Single by Teresa Brewer

from the album Teresa
- B-side: I Guess It Was You All The Time,; Hoagy Carmichael, Johnny Mercer;
- Released: 1953
- Recorded: 1953
- Genre: Popular music
- Length: 2:52
- Label: Coral Records
- Songwriter(s): Jerry Livingston; Mack David;

Teresa Brewer singles chronology
| "Too Young to Tango" (1953) | "Baby, Baby, Baby" (1953) | "Bell Bottom Blues (Leon Carr and Hal David song)" (1953) |

= Baby, Baby, Baby (Teresa Brewer song) =

"Baby, Baby, Baby" is a 1953 hit song by Teresa Brewer from the film, Those Redheads from Seattle. The song was written in 1950 by Jerry Livingston and lyricist Mack David.

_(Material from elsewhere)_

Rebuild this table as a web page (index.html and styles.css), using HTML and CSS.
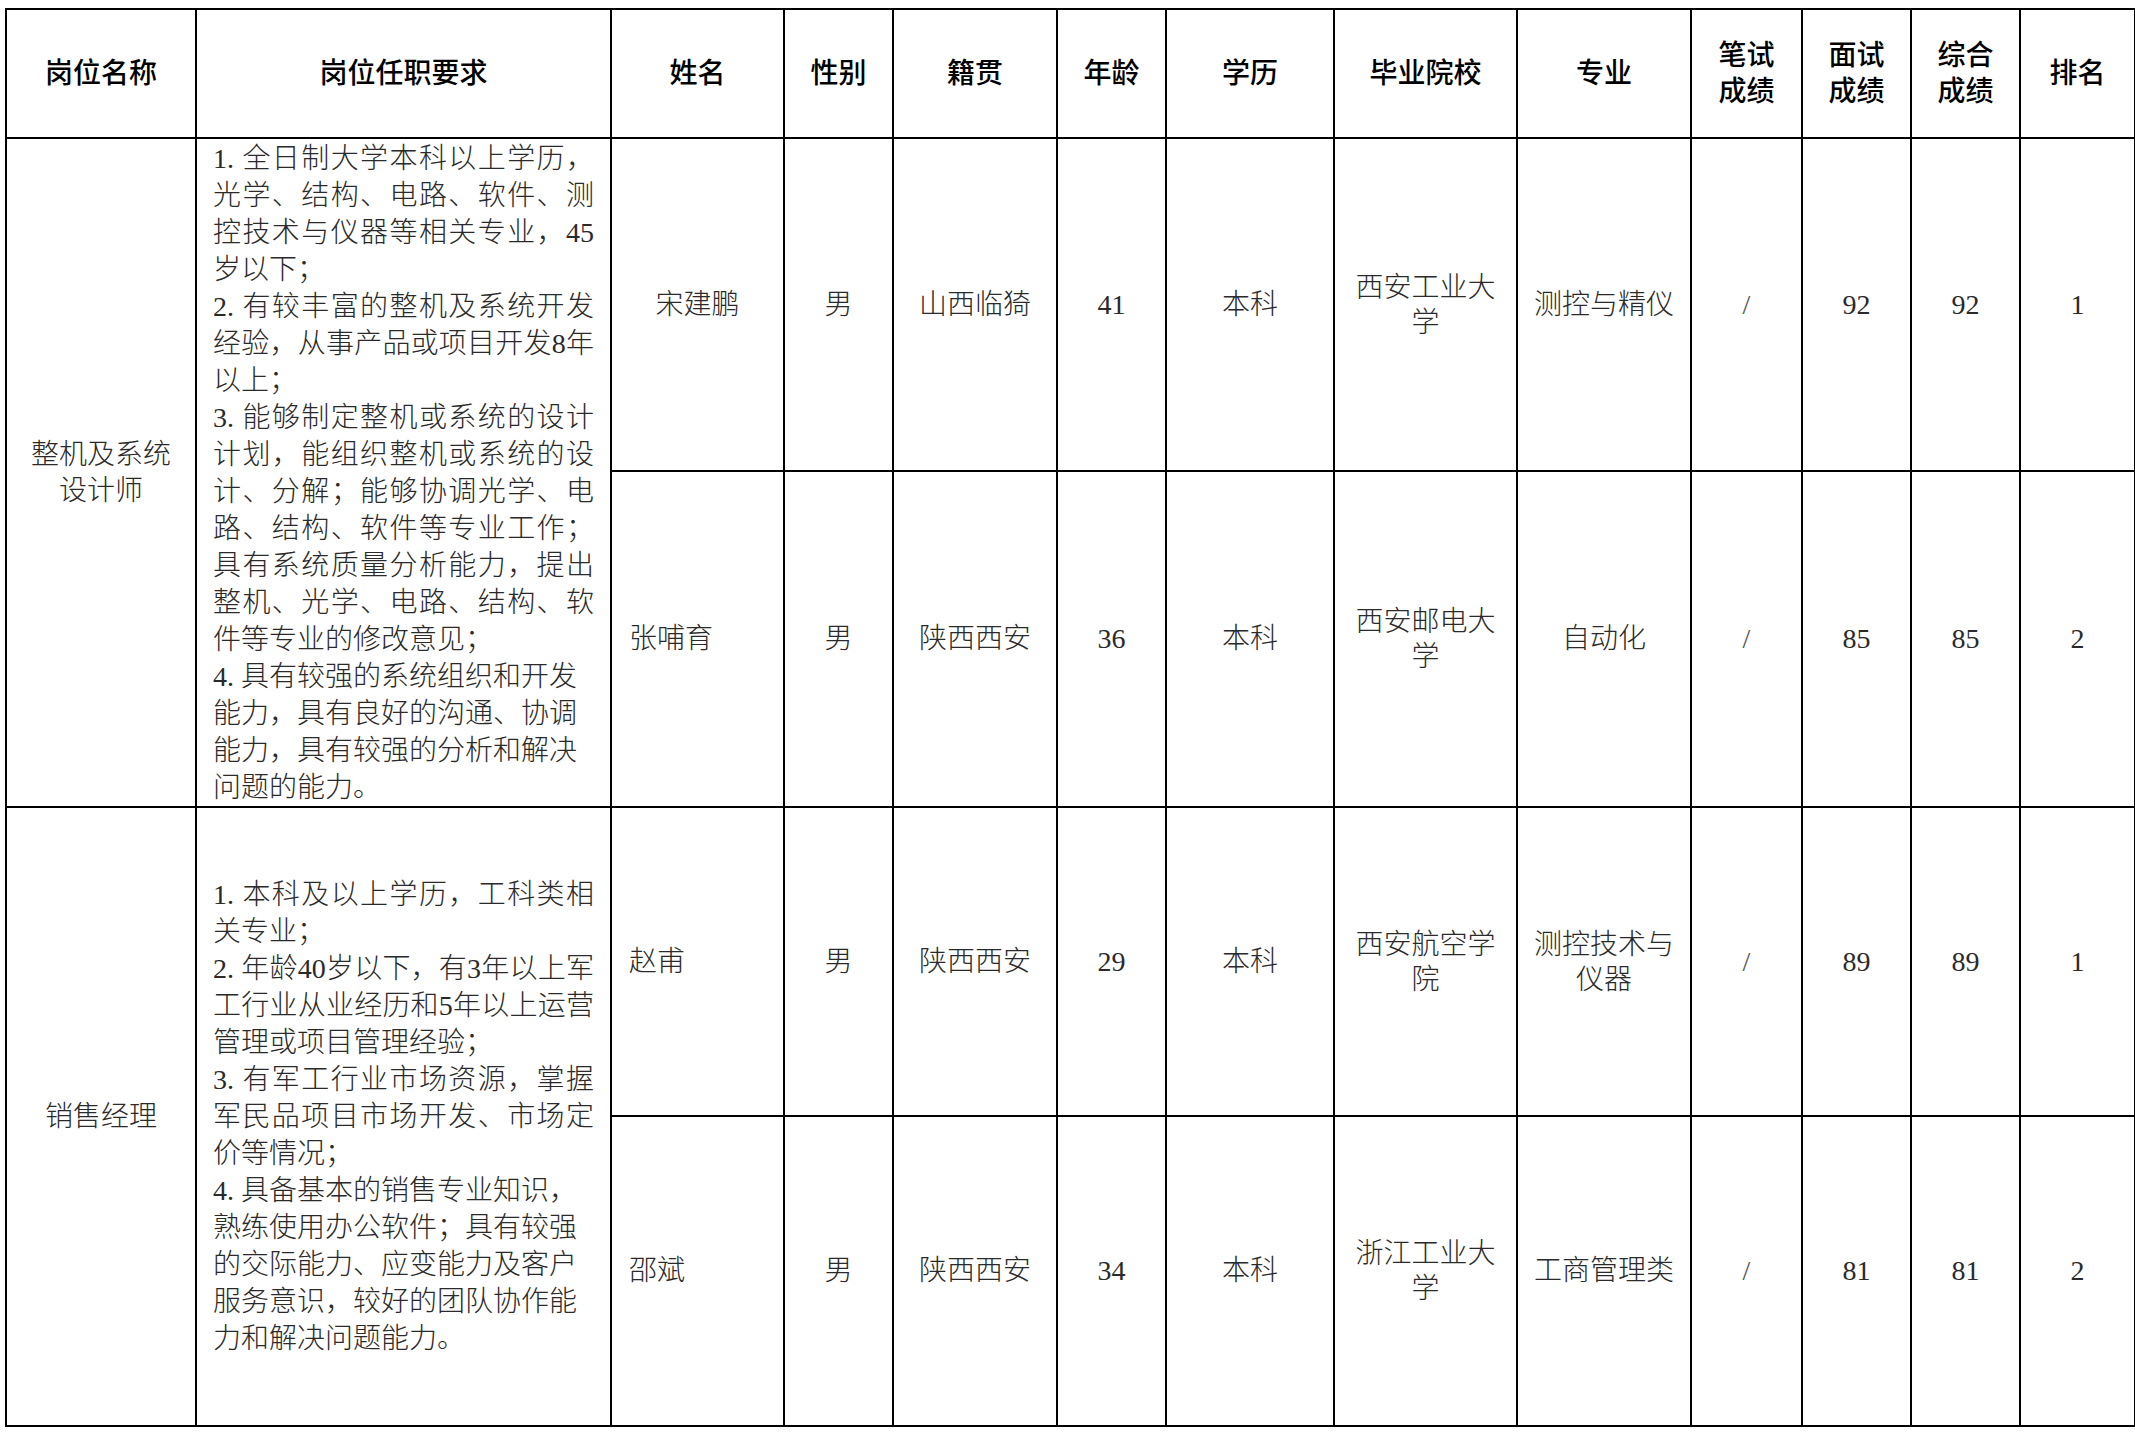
FILE: index.html
```html
<!DOCTYPE html>
<html lang="zh-CN">
<head>
<meta charset="utf-8">
<title>岗位招聘结果</title>
<link rel="stylesheet" href="styles.css">
</head>
<body>
<table class="grid">
  <colgroup>
    <col class="c-post"><col class="c-req"><col class="c-name"><col class="c-sex"><col class="c-home"><col class="c-age"><col class="c-edu"><col class="c-school"><col class="c-major"><col class="c-w"><col class="c-i"><col class="c-t"><col class="c-rank">
  </colgroup>
  <thead>
    <tr class="r-head">
      <th>岗位名称</th>
      <th>岗位任职要求</th>
      <th>姓名</th>
      <th>性别</th>
      <th>籍贯</th>
      <th>年龄</th>
      <th>学历</th>
      <th>毕业院校</th>
      <th>专业</th>
      <th>笔试<br>成绩</th>
      <th>面试<br>成绩</th>
      <th>综合<br>成绩</th>
      <th>排名</th>
    </tr>
  </thead>
  <tbody>
    <tr class="r1">
      <td rowspan="2" class="post">整机及系统<br>设计师</td>
      <td rowspan="2" class="req">
        <div class="ln j"><span class="no">1.</span>全日制大学本科以上学历，</div>
        <div class="ln j">光学、结构、电路、软件、测</div>
        <div class="ln j">控技术与仪器等相关专业，45</div>
        <div class="ln">岁以下；</div>
        <div class="ln j"><span class="no">2.</span>有较丰富的整机及系统开发</div>
        <div class="ln j">经验，从事产品或项目开发8年</div>
        <div class="ln">以上；</div>
        <div class="ln j"><span class="no">3.</span>能够制定整机或系统的设计</div>
        <div class="ln j">计划，能组织整机或系统的设</div>
        <div class="ln j">计、分解；能够协调光学、电</div>
        <div class="ln j">路、结构、软件等专业工作；</div>
        <div class="ln j">具有系统质量分析能力，提出</div>
        <div class="ln j">整机、光学、电路、结构、软</div>
        <div class="ln">件等专业的修改意见；</div>
        <div class="ln"><span class="no">4.</span>具有较强的系统组织和开发</div>
        <div class="ln">能力，具有良好的沟通、协调</div>
        <div class="ln">能力，具有较强的分析和解决</div>
        <div class="ln">问题的能力。</div>
      </td>
      <td class="ctr">宋建鹏</td>
      <td class="ctr">男</td>
      <td class="ctr">山西临猗</td>
      <td class="ctr">41</td>
      <td class="ctr">本科</td>
      <td class="ctr school">西安工业大<br>学</td>
      <td class="ctr">测控与精仪</td>
      <td class="ctr slash">/</td>
      <td class="ctr">92</td>
      <td class="ctr">92</td>
      <td class="ctr">1</td>
    </tr>
    <tr class="r2">
      <td class="left">张哺育</td>
      <td class="ctr">男</td>
      <td class="ctr">陕西西安</td>
      <td class="ctr">36</td>
      <td class="ctr">本科</td>
      <td class="ctr school">西安邮电大<br>学</td>
      <td class="ctr">自动化</td>
      <td class="ctr slash">/</td>
      <td class="ctr">85</td>
      <td class="ctr">85</td>
      <td class="ctr">2</td>
    </tr>
    <tr class="r3">
      <td rowspan="2" class="post">销售经理</td>
      <td rowspan="2" class="req">
        <div class="ln j"><span class="no">1.</span>本科及以上学历，工科类相</div>
        <div class="ln">关专业；</div>
        <div class="ln j"><span class="no">2.</span>年龄40岁以下，有3年以上军</div>
        <div class="ln j">工行业从业经历和5年以上运营</div>
        <div class="ln">管理或项目管理经验；</div>
        <div class="ln j"><span class="no">3.</span>有军工行业市场资源，掌握</div>
        <div class="ln j">军民品项目市场开发、市场定</div>
        <div class="ln">价等情况；</div>
        <div class="ln"><span class="no">4.</span>具备基本的销售专业知识，</div>
        <div class="ln">熟练使用办公软件；具有较强</div>
        <div class="ln">的交际能力、应变能力及客户</div>
        <div class="ln">服务意识，较好的团队协作能</div>
        <div class="ln">力和解决问题能力。</div>
      </td>
      <td class="left">赵甫</td>
      <td class="ctr">男</td>
      <td class="ctr">陕西西安</td>
      <td class="ctr">29</td>
      <td class="ctr">本科</td>
      <td class="ctr school">西安航空学<br>院</td>
      <td class="ctr school">测控技术与<br>仪器</td>
      <td class="ctr slash">/</td>
      <td class="ctr">89</td>
      <td class="ctr">89</td>
      <td class="ctr">1</td>
    </tr>
    <tr class="r4">
      <td class="left">邵斌</td>
      <td class="ctr">男</td>
      <td class="ctr">陕西西安</td>
      <td class="ctr">34</td>
      <td class="ctr">本科</td>
      <td class="ctr school">浙江工业大<br>学</td>
      <td class="ctr">工商管理类</td>
      <td class="ctr slash">/</td>
      <td class="ctr">81</td>
      <td class="ctr">81</td>
      <td class="ctr">2</td>
    </tr>
  </tbody>
</table>
</body>
</html>
```
FILE: styles.css
```css
html, body {
  margin: 0;
  padding: 0;
  background: #ffffff;
}

body {
  font-family: "Liberation Serif", "Noto Sans CJK SC", serif;
  font-size: 28px;
  color: #2a2a2a;
}

.grid {
  margin: 8px 0 0 5px;
  border-collapse: collapse;
  table-layout: fixed;
  width: 2129px;
}

.c-post { width: 190px; }
.c-req { width: 415px; }
.c-name { width: 173px; }
.c-sex { width: 109px; }
.c-home { width: 164px; }
.c-age { width: 109px; }
.c-edu { width: 168px; }
.c-school { width: 183px; }
.c-major { width: 174px; }
.c-w { width: 111px; }
.c-i { width: 109px; }
.c-t { width: 109px; }
.c-rank { width: 115px; }

.grid th,
.grid td {
  border: 2px solid #000000;
  padding: 0;
  vertical-align: middle;
  text-align: center;
  line-height: 36px;
}

.grid th {
  font-weight: 500;
  color: #000000;
}

.grid td {
  font-weight: 300;
}

.r-head { height: 129px; }
.r1 { height: 333px; }
.r2 { height: 336px; }
.r3 { height: 309px; }
.r4 { height: 310px; }

.post {
  line-height: 37px;
}

.req {
  text-align: left;
  padding: 0 16px !important;
}

.ln {
  line-height: 37px;
  text-align: left;
}

.ln.j {
  text-align: justify;
  text-align-last: justify;
}

.no {
  display: inline-block;
  width: 28px;
  text-align: left;
}

.left {
  text-align: left !important;
  padding-left: 17px !important;
}

.school {
  line-height: 35px !important;
}

.slash {
  color: #555555;
}
```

The song was sung by Brewer in the role of a singer, who appears through a red curtain line of dancing girls and commences the lyrics: "Baby, Baby, Baby love me love me do, Baby, Baby, Baby love me love true." The song reached No. 12 in the US hit parade in December 1953. Coral released the record first in 1953 as 9-61067 with the B-side, "I Guess It Was You All The Time", written by Hoagy Carmichael and Johnny Mercer, then in 1954 as an EP, EC 81086 with A2: "Jilted" Robert Colby and Dick Manning, Track B1: "Chicago Style"	James Van Heusen and Johnny Burke, and B2 "My Sweetie Went Away (She Didn't Say Where, When Or Why)" written by Roy Turk, and Lou Handman.

The song was later covered by Mindy Carson, as the title track of Baby, Baby, Baby (1959) and by Jimmy Witherspoon also as the title track of an album entitled Baby, Baby, Baby (1963).